Fresco Secco Project
  1. Follow the package directions to make Plaster of Paris.
  2. Fill a foam plate for each student with Plaster of Paris.
  3. Near the top of the plate, insert a 1-inch piece of straw. Gently press it in to the foam, but do not puncture the plate. As the plaster sets, this will create a hole in the plaster for hanging.
  4. Let the plaster set until it is dry.
  5. Remove the straws from the dried plaster.
  6. Distribute a plate of dried plaster to each student along with paint, water, and paintbrushes.
  7. Have each student paint the Plaster of Paris. Encourage them to be creative with their paintings. Remind them that the hole in the plaster is the top of the painting.

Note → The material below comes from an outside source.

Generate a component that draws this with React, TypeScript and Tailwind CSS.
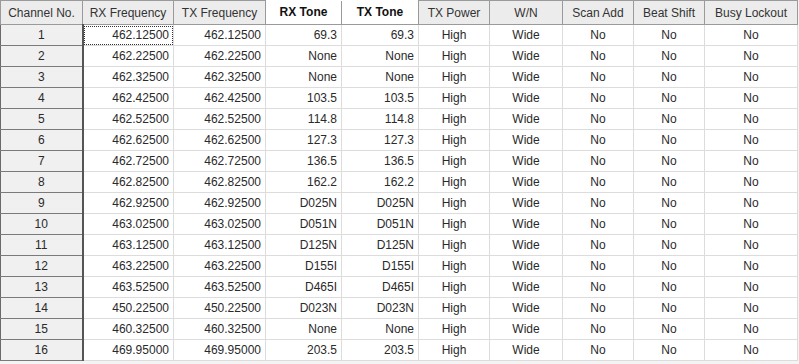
import React from 'react';

type Row = {
  ch: number;
  rx: string;
  tx: string;
  rxTone: string;
  txTone: string;
};

const ROWS: Row[] = [
  { ch: 1, rx: '462.12500', tx: '462.12500', rxTone: '69.3', txTone: '69.3' },
  { ch: 2, rx: '462.22500', tx: '462.22500', rxTone: 'None', txTone: 'None' },
  { ch: 3, rx: '462.32500', tx: '462.32500', rxTone: 'None', txTone: 'None' },
  { ch: 4, rx: '462.42500', tx: '462.42500', rxTone: '103.5', txTone: '103.5' },
  { ch: 5, rx: '462.52500', tx: '462.52500', rxTone: '114.8', txTone: '114.8' },
  { ch: 6, rx: '462.62500', tx: '462.62500', rxTone: '127.3', txTone: '127.3' },
  { ch: 7, rx: '462.72500', tx: '462.72500', rxTone: '136.5', txTone: '136.5' },
  { ch: 8, rx: '462.82500', tx: '462.82500', rxTone: '162.2', txTone: '162.2' },
  { ch: 9, rx: '462.92500', tx: '462.92500', rxTone: 'D025N', txTone: 'D025N' },
  { ch: 10, rx: '463.02500', tx: '463.02500', rxTone: 'D051N', txTone: 'D051N' },
  { ch: 11, rx: '463.12500', tx: '463.12500', rxTone: 'D125N', txTone: 'D125N' },
  { ch: 12, rx: '463.22500', tx: '463.22500', rxTone: 'D155I', txTone: 'D155I' },
  { ch: 13, rx: '463.52500', tx: '463.52500', rxTone: 'D465I', txTone: 'D465I' },
  { ch: 14, rx: '450.22500', tx: '450.22500', rxTone: 'D023N', txTone: 'D023N' },
  { ch: 15, rx: '460.32500', tx: '460.32500', rxTone: 'None', txTone: 'None' },
  { ch: 16, rx: '469.95000', tx: '469.95000', rxTone: '203.5', txTone: '203.5' },
];

const COLS = [
  { label: 'Channel No.', w: 'w-[82px]' },
  { label: 'RX Frequency', w: 'w-[91px]' },
  { label: 'TX Frequency', w: 'w-[92px]' },
  { label: 'RX Tone', w: 'w-[76px]', bold: true },
  { label: 'TX Tone', w: 'w-[77px]', bold: true },
  { label: 'TX Power', w: 'w-[71px]' },
  { label: 'W/N', w: 'w-[73px]' },
  { label: 'Scan Add', w: 'w-[71px]' },
  { label: 'Beat Shift', w: 'w-[71px]' },
  { label: 'Busy Lockout', w: 'w-[93px]' },
];

const cell = 'h-[21px] border border-[#dcdcdc] px-[4px] py-0 leading-none';

function App() {
  return (
    <div className="w-[799px] h-[364px] overflow-hidden bg-[#f4f4f4] text-[12px] text-[#2a2a2a] font-['Liberation_Sans',Arial,sans-serif]">
      <table className="table-fixed border-collapse bg-white w-[797px]">
        <colgroup>
          {COLS.map(c => (
            <col key={c.label} className={c.w} />
          ))}
        </colgroup>
        <thead>
          <tr>
            {COLS.map(c => (
              <th
                key={c.label}
                className={
                  'h-[24px] border border-[#9a9a9a] px-1 text-center ' +
                  (c.bold
                    ? 'bg-white font-bold text-[#111] border-t-0'
                    : 'bg-[#ececec] font-normal text-[#333]')
                }
              >
                {c.label}
              </th>
            ))}
          </tr>
        </thead>
        <tbody>
          {ROWS.map(r => (
            <tr key={r.ch}>
              <td className="h-[21px] border border-[#7a7a7a] border-l-[#6a6a6a] border-r-[2px] border-r-[#555] bg-[#f0f0f0] text-center leading-none">
                {r.ch}
              </td>
              <td
                className={
                  cell +
                  ' text-right' +
                  (r.ch === 1 ? ' outline-1 outline-dotted outline-[#333] -outline-offset-2' : '')
                }
              >
                {r.rx}
              </td>
              <td className={cell + ' text-right'}>{r.tx}</td>
              <td className={cell + ' text-right'}>{r.rxTone}</td>
              <td className={cell + ' text-right'}>{r.txTone}</td>
              <td className={cell + ' text-center'}>High</td>
              <td className={cell + ' text-center'}>Wide</td>
              <td className={cell + ' text-center'}>No</td>
              <td className={cell + ' text-center'}>No</td>
              <td className={cell + ' text-center'}>No</td>
            </tr>
          ))}
        </tbody>
      </table>
    </div>
  );
}

export default App;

  8. When students are done painting, set the frescoes aside to dry.
  9. When the frescoes are dry, remove the foam surrounding each painting.
  10. String ribbon or twine through the hole at the top of each fresco. Display the frescoes around your classroom.

Cleanup: If you have leftover Plaster of Paris in your mixing bowl, let it harden. Then, break apart the plaster pieces and discard them in the trash. DO NOT discard plaster down the drain.

*Foam plates are easy molds for this project because they are inexpensive and provide each student with a large surface area for painting. They are also easy to cut away from the plaster. You could also use foam trays, plastic plates, disposable pie tins, plastic soap or candy molds (available at most craft and hobby stores), or improvise your own mold with cardboard.